Not everything you lose is a loss
Not everything you lose is a loss.
That was the whole of the thought — one line, jotted down before there was an essay around it. Here is where it came from.
Someone typed "Everthing" instead of "Everything." A single dropped letter — the y gone, the word still standing. The first instinct is correction. The second, if you slow down enough, is something else: the slip reads as a word of its own. Everthing. The thing that stays, no matter what.
Ogilvy's rule about mistakes is simpler than it sounds: before you correct, make sure you understand what you have. Sometimes what looks like an error is the draft telling you something the polished version would have hidden.
Language is full of these moments. The cut that tightens a sentence. The word removed that lets the remaining one carry more weight. The headline shortened until it says only the necessary thing, and the necessary thing turns out to be truer than the elaborate thing it replaced. Subtraction is a creative act. The lost y didn't impoverish the word; it revealed a truer one.
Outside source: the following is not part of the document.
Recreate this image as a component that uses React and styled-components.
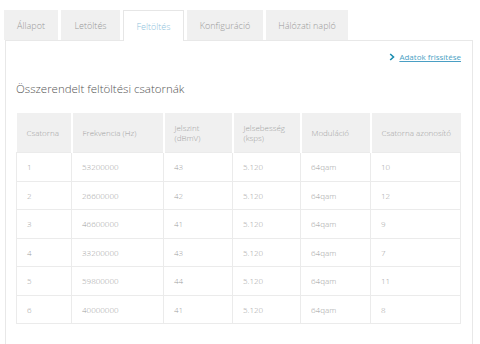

This is how Apuna already works — not as a principle imported from a copywriter's manual, but as the working discipline behind every system we build. As little as possible, as much as needed. Strip the process to what it must do. Resist the instinct to add complexity as a signal of seriousness. What remains after the cuts is what matters. If the cuts were right, what remains carries more.
Not every loss is a loss. Some things shed what was decorative and keep what was essential. A typo that becomes poetry. A cut that sharpens. A letter gone that leaves the thing that stays. Pay attention to those. They are often telling you the truer version of whatever you were trying to say.